Source: Lookout Security, Citizen Lab
One of the world's most invasive software weapon (Spyware) distributors, called the NSO Group, has been exploiting three zero-day security vulnerabilities in order to spy on dissidents and journalists.
The NSO Group is an Israeli firm that sells spying and surveillance software that secretly tracks a target's mobile phone.
The subsequent investigation suggests these were the work of a shadowy cybersecurity company whose software may have been used for years by governments looking to compromise political targets.
Ahmed Mansoor (pictured above), an award-winning activist based in the UAE, received some suspicious text messages two weeks ago promising information on detainees being tortured — but Mansoor, who has been targeted multiple times in the past by high-profile “lawful intercept” tools, decided instead to send the text to Canadian security research organization Citizen Lab.
Assisted by Lookout Security, Citizen Lab went down the rabbit hole, and found it much deeper than expected.
The text messages were a trap, of course, but one of unprecedented complexity. That single link would have leveraged three separate and highly serious exploits in iOS — executing arbitrary code through WebKit, gaining access to the kernel, and then executing code within the kernel. It’s rare enough to find a zero-day in the wild, let alone three at once.
The result would have been a one-step jailbreak with malicious code injected under the hood — granting complete access to all the phone’s data and communications. This triple threat of exploits building on one another gained the appropriate moniker “Trident.”
These exploits were immediately sent to Apple, which ten days later — today — issued a patch fixing them. Apple declined to comment beyond the following statement and labeled it "important,": “We were made aware of this vulnerability and immediately fixed it with iOS 9.3.5. We advise all of our customers to always download the latest version of iOS to protect themselves against potential security exploits.”
You can install the security update over-the-air (OTA) via your iPhone or iPad's settings.
After breaching with Trident, the malware that would have lingered on the device was immediately recognized by the researchers as Pegasus, a piece of commercial spyware software sold by Israel-based cybersecurity company NSO Group. This was the first time it had been caught in the wild. (Perhaps the team working on it should have been called Bellerophon.)
Pegasus was one of the tools that Hacking Team apparently used — and later, inadvertently publicized when its emails were leaked. NSO also showed up when, retrospectively, Citizen Lab’s investigation found traces of the company’s work in a separate threat being tracked in the UAE known as Stealth Falcon. Lastly, the NSO signature was also on malware that had targeted Mexican journalist Rafael Cabrera; he had been working on a story that potentially discredited the country’s president.
NSO is reportedly owned or at least invested in by San Francisco equity firm Francisco Partners, which did not respond to requests for more information.
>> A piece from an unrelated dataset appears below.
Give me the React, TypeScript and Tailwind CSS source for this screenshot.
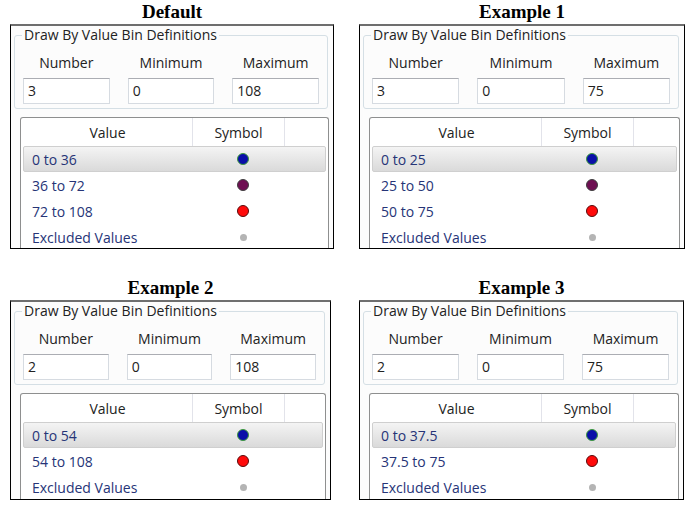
type Bin = { label: string; dot: "blue" | "purple" | "red" }

type Example = {
  title: string
  number: string
  minimum: string
  maximum: string
  bins: Bin[]
}

const examples: Example[] = [
  {
    title: "Default",
    number: "3",
    minimum: "0",
    maximum: "108",
    bins: [
      { label: "0 to 36", dot: "blue" },
      { label: "36 to 72", dot: "purple" },
      { label: "72 to 108", dot: "red" },
    ],
  },
  {
    title: "Example 1",
    number: "3",
    minimum: "0",
    maximum: "75",
    bins: [
      { label: "0 to 25", dot: "blue" },
      { label: "25 to 50", dot: "purple" },
      { label: "50 to 75", dot: "red" },
    ],
  },
  {
    title: "Example 2",
    number: "2",
    minimum: "0",
    maximum: "108",
    bins: [
      { label: "0 to 54", dot: "blue" },
      { label: "54 to 108", dot: "red" },
    ],
  },
  {
    title: "Example 3",
    number: "2",
    minimum: "0",
    maximum: "75",
    bins: [
      { label: "0 to 37.5", dot: "blue" },
      { label: "37.5 to 75", dot: "red" },
    ],
  },
]

function Dot({ kind }: { kind: Bin["dot"] | "excluded" }) {
  if (kind === "blue") return <span className="block h-[12px] w-[12px] rounded-full border-[1.5px] border-[#3d9a3d] bg-[#0a0fa8]" />
  if (kind === "purple") return <span className="block h-[12px] w-[12px] rounded-full border-[1.5px] border-[#3f3f3f] bg-[#6e0f52]" />
  if (kind === "red") return <span className="block h-[12px] w-[12px] rounded-full border-[1.5px] border-[#5a0a0a] bg-[#ff0a0a]" />
  return <span className="block h-[7px] w-[7px] rounded-full bg-[#b4b4b4]" />
}

function Field({ label, value }: { label: string; value: string }) {
  return (
    <div className="flex flex-col">
      <div className="h-[25px] text-center text-[14px] leading-[25px] text-[#222]">{label}</div>
      <div className="mt-[3px] h-[26px] border border-[#d6dbe1] border-t-[#abadb3] bg-white px-[4px] text-[14px] leading-[24px] text-[#222]">
        {value}
      </div>
    </div>
  )
}

function Panel({ ex, height }: { ex: Example; height: string }) {
  const rows: { label: string; dot: Bin["dot"] | "excluded" }[] = [
    ...ex.bins,
    { label: "Excluded Values", dot: "excluded" },
  ]
  return (
    <div className="flex flex-col">
      <div className="h-6 text-center font-['Liberation_Serif',serif] text-[19px] font-bold leading-6 text-black">{ex.title}</div>
      <div
        className={`${height} overflow-hidden border border-black border-t-2 border-t-[#6e6e6e] bg-[#fcfcfc] pr-[4px] pl-[3px] pt-[9px]`}
      >
        {/* group box */}
        <div className="relative mr-[1px] rounded-[3px] border border-[#d5dfe5] px-[8px] pb-[4px] pt-[14px]">
          <span className="absolute -top-[11px] left-[7px] bg-[#fcfcfc] px-[2px] text-[14px] leading-[20px] text-[#222]">
            Draw By Value Bin Definitions
          </span>
          <div className="grid grid-cols-3 gap-x-[18px]">
            <Field label="Number" value={ex.number} />
            <Field label="Minimum" value={ex.minimum} />
            <Field label="Maximum" value={ex.maximum} />
          </div>
        </div>

        {/* bins grid */}
        <div className="ml-[6px] mt-[8px] h-[200px] rounded-t-[3px] border border-b-0 border-[#8e8f8f] bg-white px-[2px]">
          <div className="flex h-[28px] text-[14px] text-[#222]">
            <div className="flex w-[170px] items-center justify-center border-r border-[#e2e3ea]">Value</div>
            <div className="flex w-[92px] items-center justify-center border-r border-[#e2e3ea]">Symbol</div>
            <div className="flex-1" />
          </div>
          {rows.map((r, i) => (
            <div
              key={r.label}
              className={`flex h-[26px] items-center text-[14px] text-[#263477] ${
                i === 0
                  ? "rounded-[2px] border border-[#cfcfcf] bg-gradient-to-b from-[#f4f4f4] to-[#dadada] text-[#1e2a66]"
                  : "border border-transparent"
              }`}
            >
              <div className="w-[168px] pl-[8px]">{r.label}</div>
              <div className="flex w-[92px] items-center justify-center pl-[10px]">
                <Dot kind={r.dot} />
              </div>
            </div>
          ))}
        </div>
      </div>
    </div>
  )
}

export default function App() {
  return (
    <div className="h-[513px] w-[695px] bg-white font-['Open_Sans',sans-serif]">
      <div className="grid grid-cols-[324px_326px] gap-x-[25px] pl-[10px]">
        <Panel ex={examples[0]} height="h-[225px]" />
        <Panel ex={examples[1]} height="h-[225px]" />
      </div>
      <div className="mt-[27px] grid grid-cols-[321px_325px] gap-x-[28px] pl-[10px]">
        <Panel ex={examples[2]} height="h-[200px]" />
        <Panel ex={examples[3]} height="h-[200px]" />
      </div>
    </div>
  )
}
Spyware firms like NSOGroup want a way to break into an iPhone — but as long as it’s working, they only need one. That lets them pay top dollar to make sure it stays secret and unpatched. "Offense prices are not just paying for the vulnerability or exploit," says Luta Security CEO Katie Moussouris, one of the industry’s leading advocates for bug bounties. "They are paying for the exclusivity and longevity of use of the bug against their targets."